As always, there was plenty to talk about before, during and after the Super Bowl, from football to the halftime show to the commercials. But one of this year's Budweiser ads drew special attention from the 3,200 craft breweries across the country -- and the people who drink their beer.
"Brewed the Hard Way," as the ad is called (see the video on the next page), begins with the words, "Proudly a macro beer" spelled out on the screen, followed by a shot of a bearded fellow sniffing a glass of dark beer and the words, "It's not brewed to be fussed over." The ad continues with a shot of three hip-looking fellows with tasting glasses and the words, "It's brewed for drinking, not dissecting."
And then comes the kicker: "Let them drink their pumpkin peach ale. We'll be brewing us some golden suds."
A direct shot at the ever-expanding craft brewing industry, the ad struck a nerve with beer drinkers who took to social media in droves to point out the significant ironies that it contained.
The biggest of these is that Anheuser Busch, which makes Bud, announced last week that it had purchased Elysian Brewing in Seattle, which just so happens to make a pumpkin peach (and pecan) ale, says Paul Gatza, director of the Brewers Association, the Boulder-based trade group that represents the craft-brewing industry. (A-B also recently bought 10 Barrel, an Oregon craft brewer.)

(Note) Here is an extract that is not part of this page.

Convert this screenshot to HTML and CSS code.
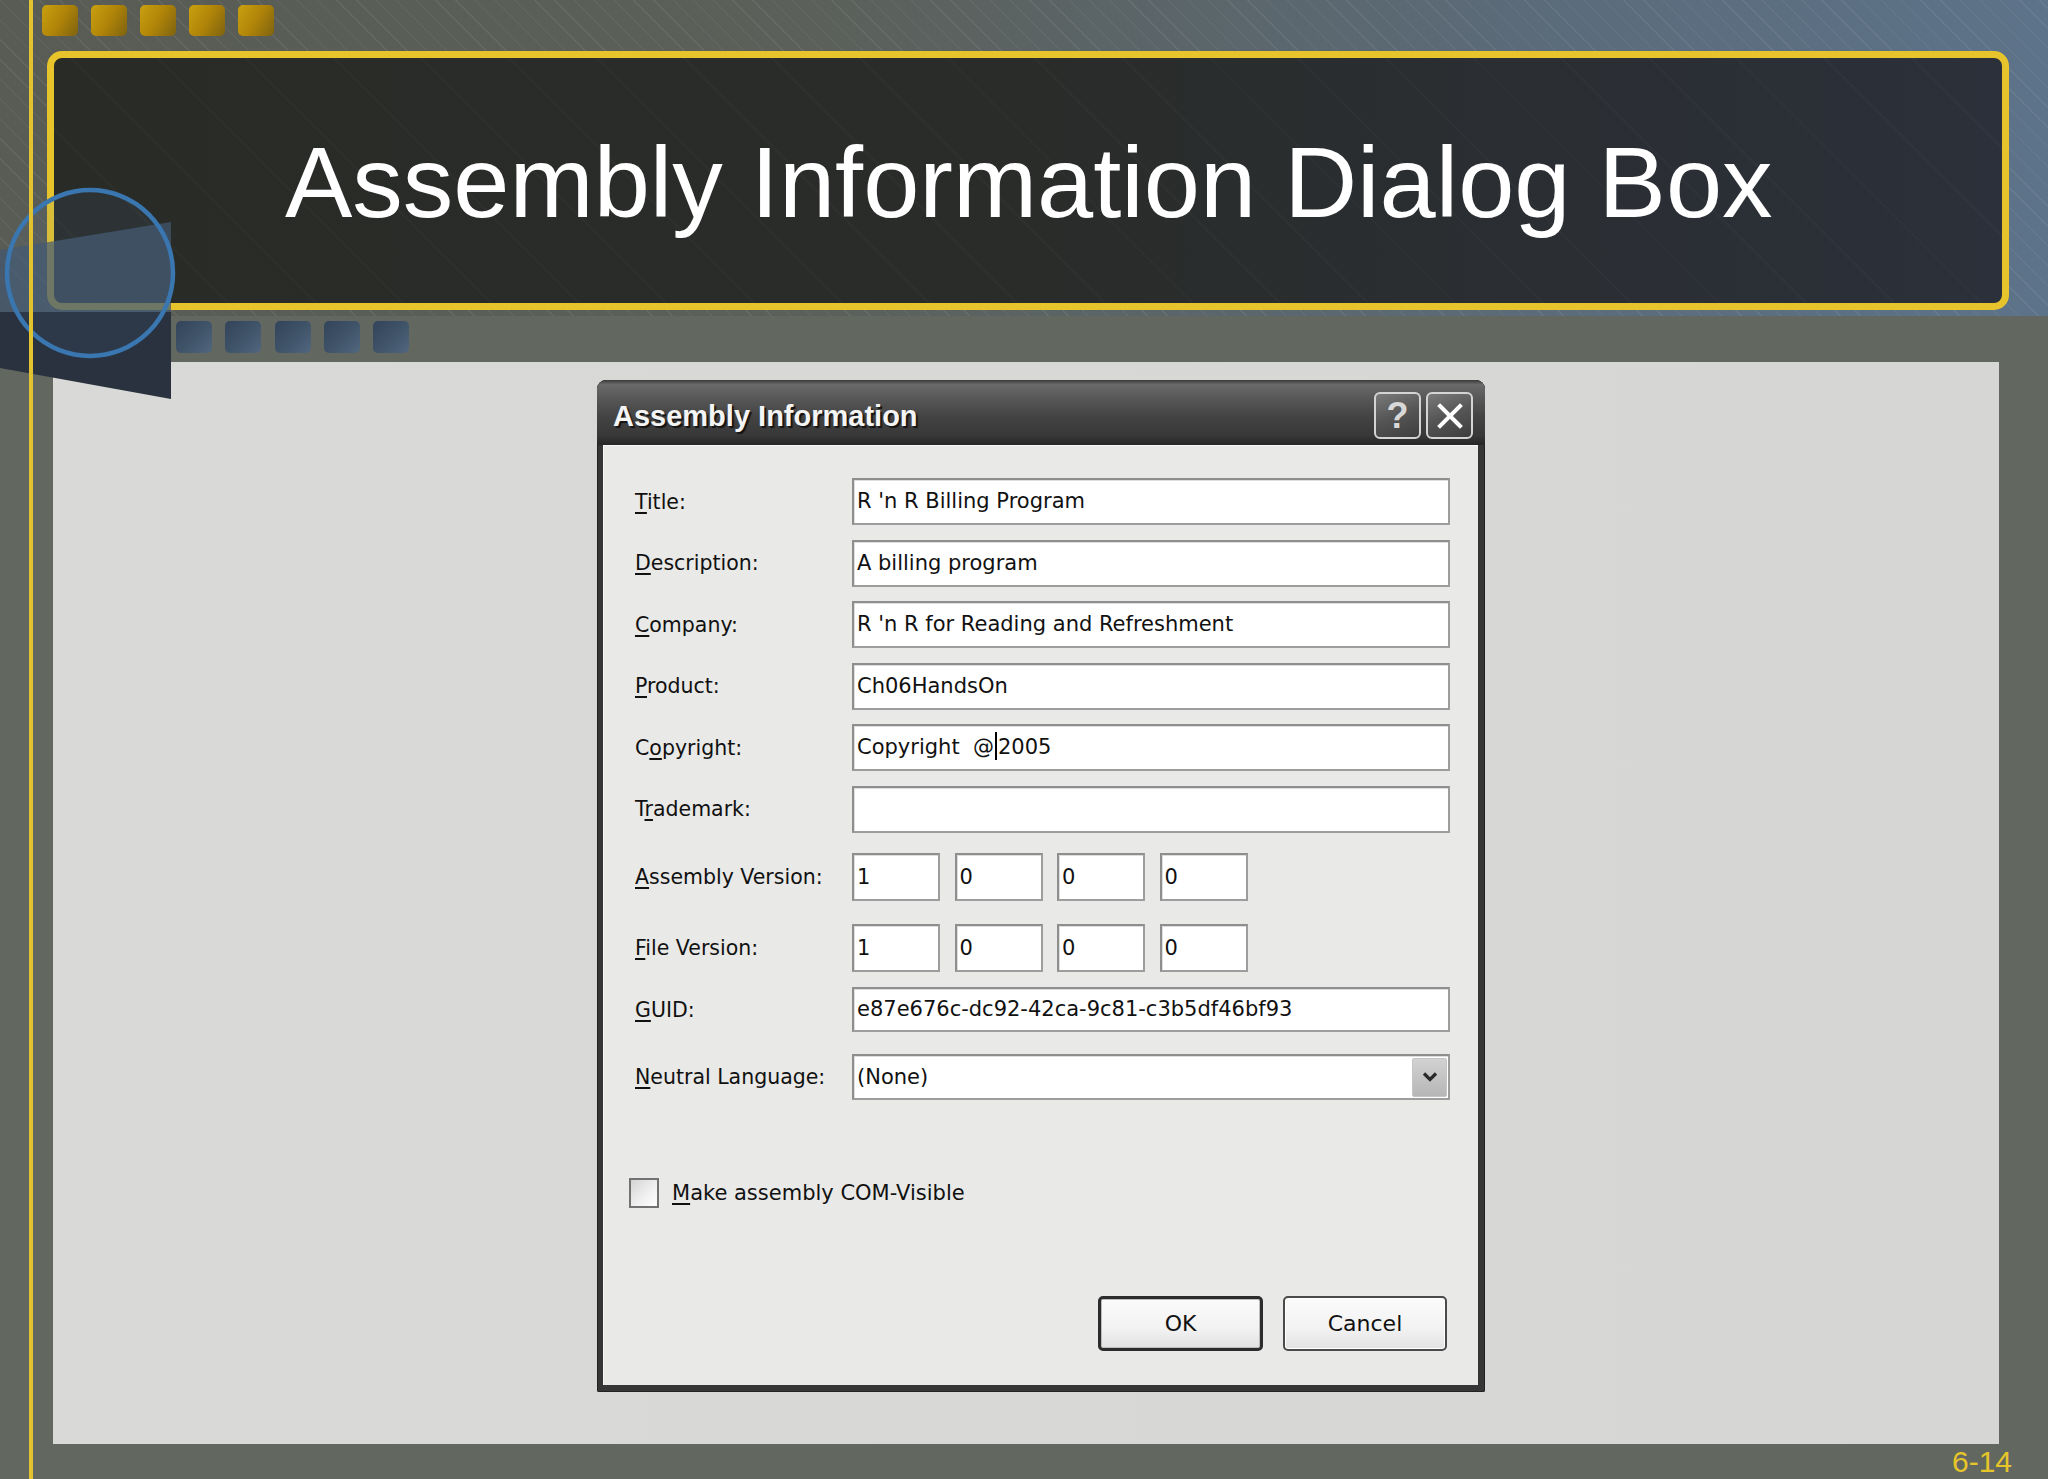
FILE: index.html
```html
<!DOCTYPE html>
<html>
<head>
<meta charset="utf-8">
<title>Assembly Information Dialog Box</title>
<link rel="stylesheet" href="styles.css">
</head>
<body>
<div class="slide">
  <header class="band">
    <div class="gold-row">
      <span class="gsq"></span><span class="gsq"></span><span class="gsq"></span><span class="gsq"></span><span class="gsq"></span>
    </div>
    <div class="title-box">
      <h1>Assembly Information Dialog Box</h1>
    </div>
  </header>
  <div class="blue-row">
    <span class="bsq"></span><span class="bsq"></span><span class="bsq"></span><span class="bsq"></span><span class="bsq"></span>
  </div>

  <main class="panel">
    <div class="dialog">
      <div class="dlg-titlebar">
        <span class="dlg-title">Assembly Information</span>
        <div class="tb-btns">
          <span class="tb-btn tb-help">?</span>
          <span class="tb-btn tb-close">
            <svg width="26" height="26" viewBox="0 0 26 26"><path d="M3 3 L23 23 M23 3 L3 23" stroke="#fff" stroke-width="4" stroke-linecap="square"/></svg>
          </span>
        </div>
      </div>
      <div class="dlg-body">
        <div class="field f-first"><span class="lbl"><u>T</u>itle:</span><div class="tbox">R 'n R Billing Program</div></div>
        <div class="field"><span class="lbl"><u>D</u>escription:</span><div class="tbox">A billing program</div></div>
        <div class="field"><span class="lbl"><u>C</u>ompany:</span><div class="tbox">R 'n R for Reading and Refreshment</div></div>
        <div class="field"><span class="lbl"><u>P</u>roduct:</span><div class="tbox">Ch06HandsOn</div></div>
        <div class="field"><span class="lbl">C<u>o</u>pyright:</span><div class="tbox">Copyright&nbsp;&nbsp;@<span class="caret"></span>2005</div></div>
        <div class="field"><span class="lbl">T<u>r</u>ademark:</span><div class="tbox"></div></div>
        <div class="field f-ver"><span class="lbl"><u>A</u>ssembly Version:</span>
          <div class="vgroup"><div class="vbox">1</div><div class="vbox">0</div><div class="vbox">0</div><div class="vbox">0</div></div>
        </div>
        <div class="field f-file"><span class="lbl"><u>F</u>ile Version:</span>
          <div class="vgroup"><div class="vbox">1</div><div class="vbox">0</div><div class="vbox">0</div><div class="vbox">0</div></div>
        </div>
        <div class="field f-guid"><span class="lbl"><u>G</u>UID:</span><div class="tbox tb-guid">e87e676c-dc92-42ca-9c81-c3b5df46bf93</div></div>
        <div class="field f-lang"><span class="lbl"><u>N</u>eutral Language:</span>
          <div class="tbox combo"><span>(None)</span>
            <span class="drop"><svg width="16" height="12" viewBox="0 0 16 12"><path d="M2 2.5 L8 8.5 L14 2.5" fill="none" stroke="#2a2a2a" stroke-width="3.2"/></svg></span>
          </div>
        </div>
        <div class="check-row"><span class="chk"></span><span class="chk-text"><u>M</u>ake assembly COM-Visible</span></div>
        <div class="btn-row">
          <span class="btn btn-default">OK</span>
          <span class="btn">Cancel</span>
        </div>
      </div>
    </div>
  </main>

  <footer class="foot"><span class="pgnum">6-14</span></footer>

  <svg class="deco" width="180" height="410" viewBox="0 0 180 410">
    <polygon points="0,250 171,222 171,312 0,312" fill="rgba(66,88,112,0.72)"/>
    <polygon points="0,312 171,312 171,399 0,368" fill="#29323e"/>
    <circle cx="90" cy="273" r="83" fill="rgba(90,130,170,0.10)" stroke="#3a76b0" stroke-width="4.5"/>
  </svg>
  <div class="vline"></div>
</div>
</body>
</html>
```

FILE: styles.css
```css
* { box-sizing: border-box; }

html, body {
  margin: 0;
  padding: 0;
}

body {
  width: 2048px;
  height: 1479px;
  overflow: hidden;
  background: #61665f;
  font-family: "Liberation Sans", Arial, sans-serif;
}

.slide {
  position: relative;
  width: 2048px;
  height: 1479px;
  background: #62675f;
  overflow: hidden;
}

/* ---------- top band ---------- */
.band {
  height: 316px;
  padding: 5px 0 0 42px;
  background:
    repeating-linear-gradient(45deg, rgba(255,255,255,0) 0 13px, rgba(255,255,255,0.07) 13px 14px),
    linear-gradient(90deg, #585c54 0%, #5b605a 40%, #5b6c7c 78%, #5d7389 100%);
}

.gold-row {
  display: flex;
  gap: 13px;
  height: 31px;
}

.gsq {
  width: 36px;
  height: 31px;
  border-radius: 5px;
  background: linear-gradient(120deg, #caa010 0%, #b08408 50%, #7d6210 100%);
}

.title-box {
  margin: 15px 0 0 5px;
  width: 1962px;
  height: 259px;
  border: 7px solid #e7c42c;
  border-radius: 15px;
  background:
    repeating-linear-gradient(45deg, rgba(255,255,255,0) 0 60px, rgba(255,255,255,0.018) 60px 62px),
    linear-gradient(90deg, #292b27 0%, #2a2c2a 50%, #2b303a 100%);
  padding: 66px 0 0 231px;
}

.title-box h1 {
  margin: 0;
  font-family: "Liberation Sans", Arial, sans-serif;
  font-weight: normal;
  font-size: 101px;
  line-height: 117px;
  color: #ffffff;
  white-space: nowrap;
}

.blue-row {
  display: flex;
  gap: 13.25px;
  height: 32px;
  margin: 5px 0 0 176px;
}

.bsq {
  width: 36px;
  height: 32px;
  border-radius: 5px;
  background: linear-gradient(135deg, #32445a 0%, #40546a 55%, #52687e 100%);
}

/* ---------- content panel ---------- */
.panel {
  margin: 9px 0 0 53px;
  width: 1946px;
  height: 1082px;
  background: linear-gradient(90deg, #d9dad7 0%, #d6d7d4 100%);
  padding: 18px 0 0 544px;
}

/* ---------- dialog ---------- */
.dialog {
  width: 888px;
  height: 1012px;
  background: #363636;
  border-radius: 9px 9px 2px 2px;
  display: flex;
  flex-direction: column;
  box-shadow: inset 0 0 0 1px #222;
}

.dlg-titlebar {
  height: 65px;
  flex: none;
  padding: 6px 12px 0 16px;
  display: flex;
  align-items: center;
  justify-content: space-between;
  border-radius: 9px 9px 0 0;
  background: linear-gradient(180deg, #3a3a3a 0%, #6a6a6a 7%, #5a5a5a 25%, #444 55%, #383838 85%, #262626 100%);
}

.dlg-title {
  font-family: "Liberation Sans", Arial, sans-serif;
  font-weight: bold;
  font-size: 29px;
  color: #f4f4f4;
  text-shadow: 2px 2px 1px #141414;
  padding-top: 2px;
}

.tb-btns {
  display: flex;
  gap: 5px;
}

.tb-btn {
  width: 47px;
  height: 47px;
  border: 2px solid #d4d4d4;
  border-radius: 6px;
  background: linear-gradient(160deg, #7a7a7a 0%, #555 50%, #3e3e3e 100%);
  display: flex;
  align-items: center;
  justify-content: center;
}

.tb-help {
  font-family: "Liberation Sans", Arial, sans-serif;
  font-weight: bold;
  font-size: 36px;
  color: #d8d8d8;
  line-height: 1;
}

.dlg-body {
  flex: 1;
  margin: 0 7px 7px 6px;
  background: #e9e9e7;
  box-shadow: inset 1px 1px 0 #f8f8f8;
  padding: 33px 28px 34px 32px;
  display: flex;
  flex-direction: column;
  font-family: "DejaVu Sans", Verdana, sans-serif;
  color: #111;
}

.field {
  display: flex;
  align-items: center;
  margin-top: 14.5px;
  flex: none;
}

.field.f-first { margin-top: 0; }
.field.f-ver { margin-top: 20.5px; }
.field.f-file { margin-top: 23px; }
.field.f-guid { margin-top: 15px; }
.field.f-lang { margin-top: 22px; }

.lbl {
  width: 217px;
  flex: none;
  font-size: 20.5px;
  white-space: nowrap;
}

.lbl u, .chk-text u {
  text-underline-offset: 3px;
  text-decoration-thickness: 2px;
}

.tbox {
  width: 598px;
  height: 47px;
  background: #fff;
  border: 2px solid #9d9d9d;
  border-top-color: #8e8e8e;
  border-left-color: #8e8e8e;
  box-shadow: inset 1px 1px 0 #dedede;
  font-size: 21px;
  line-height: 43px;
  padding-left: 3px;
  white-space: nowrap;
  overflow: hidden;
}

.tb-guid { height: 45px; line-height: 41px; }

.caret {
  display: inline-block;
  width: 2px;
  height: 28px;
  background: #000;
  vertical-align: middle;
  margin: -4px 1px 0 1px;
}

.vgroup {
  display: flex;
  gap: 14.5px;
}

.vbox {
  width: 88px;
  height: 48px;
  background: #fff;
  border: 2px solid #9d9d9d;
  border-top-color: #8e8e8e;
  border-left-color: #8e8e8e;
  box-shadow: inset 1px 1px 0 #dedede;
  font-size: 21px;
  line-height: 44px;
  padding-left: 3px;
}

.combo {
  height: 46px;
  line-height: 42px;
  display: flex;
  align-items: center;
  justify-content: space-between;
  padding-right: 1px;
}

.drop {
  width: 35px;
  height: 39px;
  border: 1px solid #c4c4c4;
  border-radius: 2px;
  background: linear-gradient(180deg, #d2d2d2 0%, #b6b6b6 100%);
  display: flex;
  align-items: center;
  justify-content: center;
}

.check-row {
  display: flex;
  align-items: center;
  margin: 78px 0 0 -6px;
  height: 30px;
  flex: none;
}

.chk {
  width: 30px;
  height: 30px;
  border: 2px solid #727272;
  background: linear-gradient(135deg, #d4d4d4 0%, #efefef 55%, #ffffff 100%);
  flex: none;
}

.chk-text {
  margin-left: 13px;
  font-size: 21px;
  white-space: nowrap;
}

.btn-row {
  margin-top: auto;
  display: flex;
  justify-content: flex-end;
  gap: 20px;
  padding-right: 3px;
  flex: none;
}

.btn {
  width: 164px;
  height: 55px;
  border: 2px solid #4a4a4a;
  border-radius: 5px;
  background: linear-gradient(180deg, #fbfbfb 0%, #f2f2f2 60%, #e2e2e2 100%);
  box-shadow: inset 0 0 0 1px #ffffff;
  display: flex;
  align-items: center;
  justify-content: center;
  font-size: 22px;
  color: #111;
}

.btn-default {
  width: 165px;
  border: 3px solid #2c2c2c;
  box-shadow: inset 0 0 0 1px #bdbdbd;
}

/* ---------- footer ---------- */
.foot {
  height: 35px;
  padding: 3px 36px 0 0;
  display: flex;
  justify-content: flex-end;
}

.pgnum {
  font-family: "Liberation Sans", Arial, sans-serif;
  font-size: 30px;
  line-height: 30px;
  color: #e6c52a;
}

/* ---------- overlay decorations ---------- */
.deco {
  position: absolute;
  left: 0;
  top: 0;
}

.vline {
  position: absolute;
  left: 29px;
  top: 0;
  width: 4px;
  height: 1479px;
  background: #e3c230;
}
```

But Elysian will have plenty of company in the next few weeks, as numerous craft breweries, including at least
five six in Colorado (Caution, Station 26, Chain Reaction, Mu Brewery, Elk Mountain, and Dad & Dude's), have now pledged to brew their own pumpkin peach ales; Elk Mountain is making its version today, a five-gallon batch using snow melt and ingredients the brewery had on hand.
In addition, someone created a @pumpkinpeachale Twitter handle while another person input a fake entry for Pumpkin Peach Ale in the Untappd beer recording app.
There were other ironies, including the fact that although Bud owns the exclusive rights to national beer ads during the game, the company essentially spent its money promoting craft brewers. "By hating on craft, it did kind of add legitimacy to it to some degree," Gatza says. Even the largest craft breweries would never be able to afford that kind of publicity.
It also made A-B look like it is running scared. In November, the Wall Street Journal published a report titled "Bud Crowded Out By Craft Beer Craze," which pointed out numbers from Beer Marketer's Insights showing that "Budweiser has a 7.6 percent share of the $100 billion U.S. beer market, down from 10 percent five years ago, and 14.4 percent a decade ago."
Craft brewers, meanwhile, saw an 18 percent growth by volume through June 2014, continuing a trend of double-digit increases.
Another irony is the fact that A-B has made a point in the past few years of showing how much work -- or "fussing" -- goes into making its beer, and spent a lot of time promoting its quality and craftsmanship.
Those efforts include the "Track Your Bud" campaign, which introduces consumers to Bud brewmasters around the country; as well as the company's blog, which offers tasting notes and photos of Bud employees tasting beers in much the same way as the guys in the "Brewed the Hard Way" ad.
"One of the ways we ensure the customer is going to get a great beer is through sensory analysis," the blog reads. "Our Brewmasters have tasted our beer at least seven times throughout the 30 day process of brewing and aging Budweiser before it is approved to be enjoyed by our consumers.
"First, we pour the beer into a pristine clear glass. We look for good foam retention, and check for color and clarity...Next, we analyze the aroma of the beer...assessing the aromatic flavors from the malt, the yeast, and the hops," the post continues, before describing the rest of the process in detail.
But the Super Bowl ad ignores all of that, and appears to insult Bud's own quality standards and procedures. "I saw some industry reports afterward, and one person was making the point that the message they got was that Budweiser consumers don't care how their beer tastes," Gatza says.
"It seemed that it was a little bit of a risk to try to separate beer drinkers and basically criticize a group of them," he adds. "Maybe it is a strategy that can work, but it seems kind of risky."